# PROBLEM TO SOLVE
Filter the lines below, copying only those with the string "screenshot".

# EXTRACTED DATA
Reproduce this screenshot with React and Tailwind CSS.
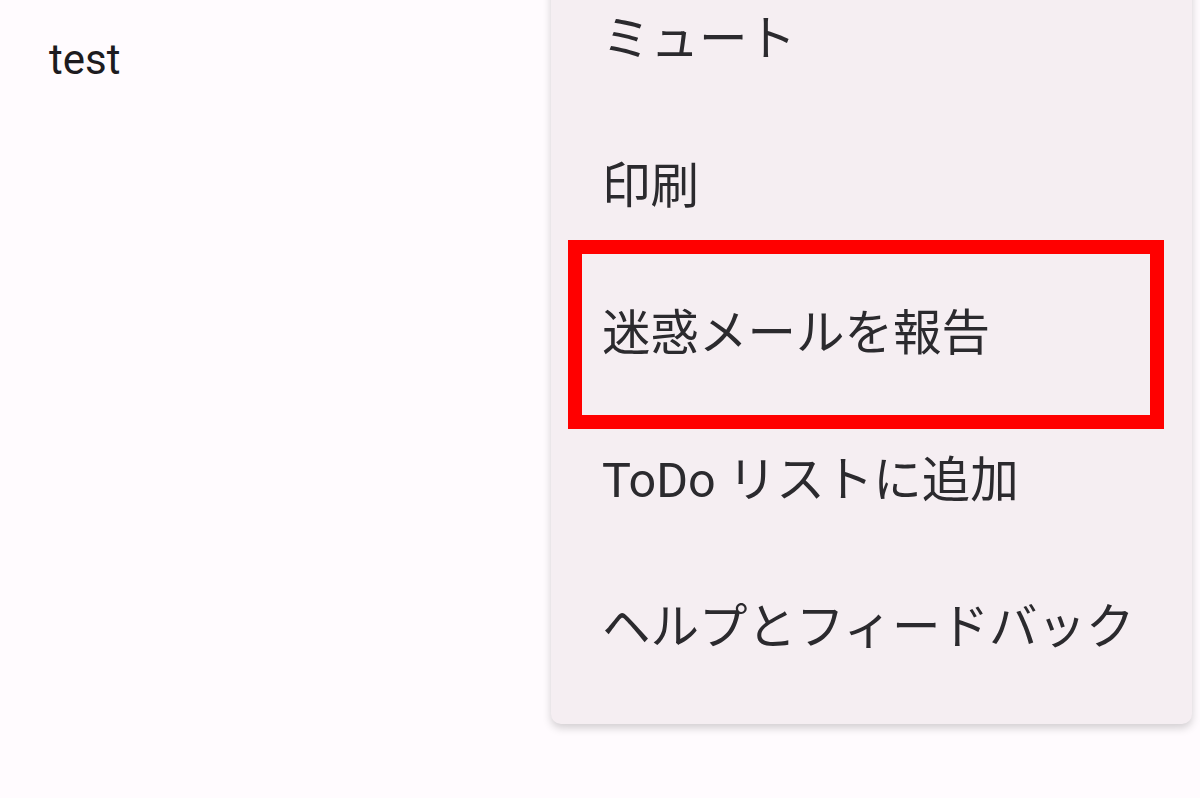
import React from "react";

const items = ["ミュート", "印刷", "迷惑メールを報告", "ToDo リストに追加", "ヘルプとフィードバック"];

const App = () => {
  return (
    <div className="relative h-[798px] w-[1200px] overflow-hidden bg-[#fffbfe] font-['Roboto','Noto_Sans_CJK_JP',sans-serif]">
      {/* page content */}
      <p className="pl-[49px] pt-[36px] text-[42px] leading-[48px] text-[#1d1b20]">test</p>

      {/* overflow menu */}
      <div className="absolute left-[551px] top-[-55px] w-[641px] rounded-[10px] bg-[#f5eef2] pt-[22px] pb-[22px] shadow-[0_4px_8px_rgba(0,0,0,0.18)]">
        {items.map((label, i) => (
          <div key={label} className="relative flex h-[147px] items-center pl-[51px] text-[48.5px] text-[#2b2a2e]">
            <span>{label}</span>
            {i === 2 && (
              <div className="absolute left-[17px] right-[28px] top-[-21px] bottom-[-21px] border-[14px] border-[#ff0000]" />
            )}
          </div>
        ))}
      </div>
    </div>
  );
};

export default App;
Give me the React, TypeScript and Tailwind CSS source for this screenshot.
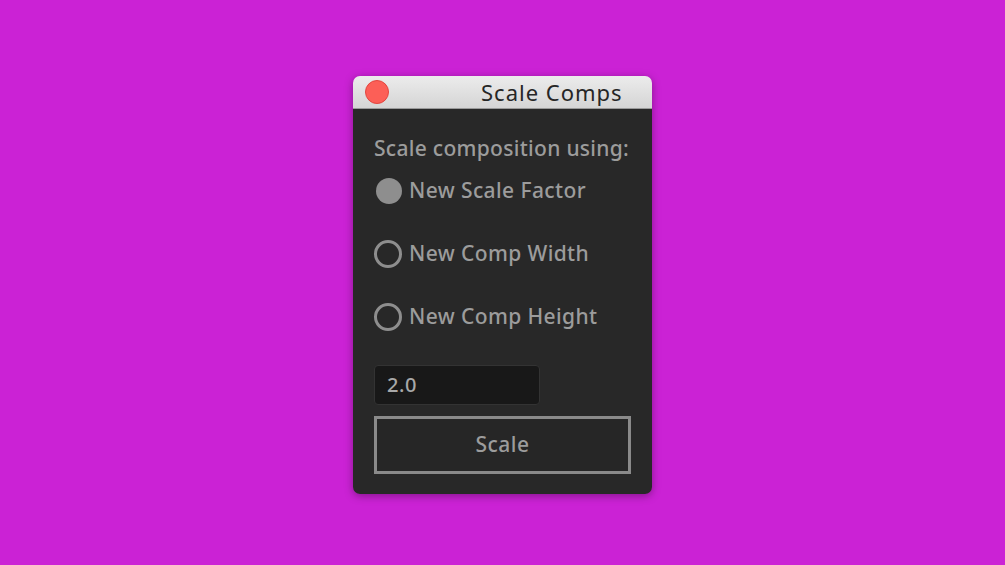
import React from "react";

const font = { fontFamily: '"Noto Sans", "Open Sans", sans-serif' };

function Radio({ checked, label }: { checked?: boolean; label: string }) {
  return (
    <div className="flex items-center h-[26px]">
      {checked ? (
        <div className="w-[26px] h-[26px] rounded-full bg-[#8e8e8e] ml-[2px]" />
      ) : (
        <div className="w-[28px] h-[28px] rounded-full border-[3px] border-[#8e8e8e]" />
      )}
      <span className="ml-[7px] text-[21px] font-medium text-[#9c9c9c] tracking-[0.4px]">{label}</span>
    </div>
  );
}

export default function App() {
  return (
    <div className="w-[1005px] h-[565px] bg-[#cb22d5] pt-[76px] pl-[353px]" style={font}>
      <div className="w-[299px] h-[418px] rounded-[7px] overflow-hidden flex flex-col shadow-[0_2px_8px_rgba(0,0,0,0.35)]">
        <div className="h-[33px] shrink-0 bg-gradient-to-b from-[#ececec] to-[#d5d5d5] border-b border-[#9a9a9a] flex items-center relative">
          <div className="w-[24px] h-[24px] rounded-full bg-[#fc5f57] border border-[#e2463f] ml-[12px]" />
          <div className="absolute left-[128px] top-[1px] text-[22px] leading-[30px] text-[#262626] tracking-[1px]">Scale Comps</div>
        </div>
        <div className="flex-1 bg-[#282828] pl-[21px] pr-[21px] flex flex-col">
          <div className="mt-[25px] text-[21px] font-medium leading-[28px] text-[#9c9c9c] tracking-[0.3px] whitespace-nowrap">Scale composition using:</div>
          <div className="mt-[16px] flex flex-col gap-[37px]">
            <Radio checked label="New Scale Factor" />
            <Radio label="New Comp Width" />
            <Radio label="New Comp Height" />
          </div>
          <div className="mt-[35px] w-[166px] h-[40px] rounded-[4px] bg-[#181818] border border-[#333333] flex items-center pl-[12px] text-[20px] font-medium text-[#a8a8a8] tracking-[0.5px]">2.0</div>
          <div className="mt-[11px] w-[257px] h-[58px] border-[3px] border-[#8a8a8a] bg-[#262626] flex items-center justify-center text-[21px] font-medium text-[#9c9c9c] tracking-[0.5px]">Scale</div>
        </div>
      </div>
    </div>
  );
}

# SOLUTION BELOW
Reproduce this screenshot with React and Tailwind CSS.
Give me the React, TypeScript and Tailwind CSS source for this screenshot.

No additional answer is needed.